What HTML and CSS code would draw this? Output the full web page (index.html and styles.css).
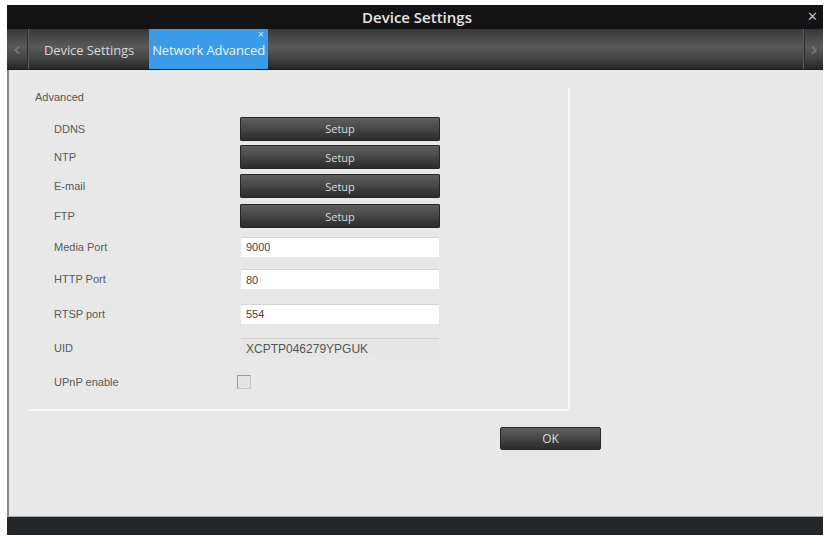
FILE: index.html
```html
<!DOCTYPE html>
<html lang="en">
<head>
  <meta charset="UTF-8" />
  <title>Device Settings</title>
  <link rel="stylesheet" href="styles.css">
</head>
<body>
  <div class="window">
    <div class="titlebar">
      <span class="title">Device Settings</span>
      <span class="close">&#x2715;</span>
    </div>

    <div class="tabbar">
      <div class="arrow arrow-left">&#x2039;</div>
      <div class="tab">Device Settings</div>
      <div class="tab active">Network Advanced<span class="tab-close">&#x2715;</span></div>
      <div class="tab-spacer"></div>
      <div class="arrow arrow-right">&#x203A;</div>
    </div>

    <div class="content">
      <div class="group">
        <div class="legend">Advanced</div>
        <div class="rows">
          <label>DDNS</label>
          <div class="ctl"><button class="btn">Setup</button></div>

          <label>NTP</label>
          <div class="ctl"><button class="btn">Setup</button></div>

          <label>E-mail</label>
          <div class="ctl"><button class="btn">Setup</button></div>

          <label>FTP</label>
          <div class="ctl"><button class="btn">Setup</button></div>

          <label>Media Port</label>
          <div class="ctl"><input type="text" value="9000" /></div>

          <label>HTTP Port</label>
          <div class="ctl"><input type="text" value="80" /></div>

          <label>RTSP port</label>
          <div class="ctl"><input type="text" value="554" /></div>

          <label>UID</label>
          <div class="ctl"><input type="text" class="readonly" value="XCPTP046279YPGUK" readonly /></div>

          <label>UPnP enable</label>
          <div class="ctl"><span class="check"></span></div>
        </div>
      </div>

      <div class="actions">
        <button class="btn btn-ok">OK</button>
      </div>
    </div>

    <div class="footer"></div>
  </div>
</body>
</html>
```

FILE: styles.css
```css
html, body {
  margin: 0;
  padding: 0;
  background: #ffffff;
}

body {
  font-family: "Liberation Sans", Arial, sans-serif;
  font-size: 11px;
  color: #555;
}

.window {
  margin: 5px 0 0 7px;
  width: 816px;
  height: 530px;
  display: flex;
  flex-direction: column;
}

/* title bar */
.titlebar {
  height: 24px;
  background: #131315;
  position: relative;
  display: flex;
  align-items: center;
  justify-content: center;
}

.title {
  font-family: "Open Sans", sans-serif;
  font-weight: 600;
  font-size: 15px;
  color: #e4e4e4;
  margin-left: 4px;
}

.close {
  position: absolute;
  right: 5px;
  top: 4px;
  font-size: 13px;
  color: #bdbdbd;
  font-family: "DejaVu Sans", sans-serif;
}

/* tabs */
.tabbar {
  height: 41px;
  display: flex;
  background: linear-gradient(#383838 0%, #4f4f4f 30%, #595959 45%, #424242 75%, #252525 100%);
  border-bottom: 1px solid #1a1a1a;
  box-sizing: border-box;
}

.arrow {
  width: 20px;
  display: flex;
  align-items: center;
  justify-content: center;
  font-family: "DejaVu Sans", sans-serif;
  font-size: 20px;
  color: #7a7a7a;
}

.arrow-left {
  border-right: 1px solid #2a2a2a;
  box-shadow: 1px 0 0 #5c5c5c;
}

.arrow-right {
  width: 18px;
  border-left: 1px solid #2a2a2a;
  box-shadow: -1px 0 0 #5c5c5c;
}

.tab {
  font-family: "Open Sans", sans-serif;
  font-size: 13px;
  color: #d6d6d6;
  display: flex;
  align-items: center;
  padding: 2px 15px 0 16px;
  letter-spacing: -0.1px;
}

.tab.active {
  background: #3a9bea;
  color: #eaf4ff;
  padding: 2px 2px 0 3px;
  width: 119px;
  box-sizing: border-box;
  position: relative;
  white-space: nowrap;
}

.tab-close {
  position: absolute;
  right: 4px;
  top: 1px;
  font-size: 8px;
  color: #cfe6fb;
  font-family: "DejaVu Sans", sans-serif;
}

.tab-spacer {
  flex: 1;
}

/* content */
.content {
  flex: 1;
  background: #e8e8e8;
  border-left: 2px solid #8a8a8a;
  padding: 18px 0 0 19px;
  box-sizing: border-box;
}

.group {
  width: 542px;
  height: 323px;
  box-sizing: border-box;
  border-right: 2px solid #f6f6f6;
  border-bottom: 2px solid #f6f6f6;
  padding: 2px 0 0 7px;
}

.legend {
  line-height: 14px;
  color: #555;
}

.rows {
  margin: 10px 0 0 19px;
  display: grid;
  grid-template-columns: 186px 200px;
  grid-template-rows: 29px 28px 30px 30px 31px 34px 35px 34px 34px;
  align-items: center;
}

.rows label {
  color: #5a5a5a;
}

.ctl {
  display: flex;
  align-items: center;
}

.btn {
  width: 200px;
  height: 24px;
  border: 1px solid #262626;
  border-radius: 1px;
  background: linear-gradient(#5e5e5e 0%, #4a4a4a 45%, #3a3a3a 70%, #2c2c2c 100%);
  color: #dcdcdc;
  font-family: "Open Sans", sans-serif;
  font-size: 11px;
  padding: 0;
  cursor: pointer;
}

input {
  width: 198px;
  height: 20px;
  margin-left: 1px;
  box-sizing: border-box;
  border: none;
  border-top: 1px solid #d4d4d4;
  background: #ffffff;
  font-family: "Liberation Sans", Arial, sans-serif;
  font-size: 11px;
  color: #444;
  padding: 0 5px;
  outline: none;
}

input.readonly {
  background: #e6e6e6;
  border-top: 1px solid #cdcdcd;
  color: #555;
  font-size: 12px;
}

.check {
  width: 12px;
  height: 12px;
  margin-left: -3px;
  border: 1px solid #9a9a9a;
  border-bottom-color: #c8c8c8;
  border-right-color: #c8c8c8;
  background: #e4e4e4;
  display: block;
}

.actions {
  margin: 16px 0 0 472px;
}

.btn-ok {
  width: 101px;
  height: 23px;
  border-radius: 2px;
  font-size: 12px;
}

.footer {
  height: 18px;
  background: #23272a;
  border-top: 1px solid #a8a8a8;
}
```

__Task prompt__.
Return a copy of every line that includes the word "styles".

__Task output__.
What HTML and CSS code would draw this? Output the full web page (index.html and styles.css).
  <link rel="stylesheet" href="styles.css">
FILE: styles.css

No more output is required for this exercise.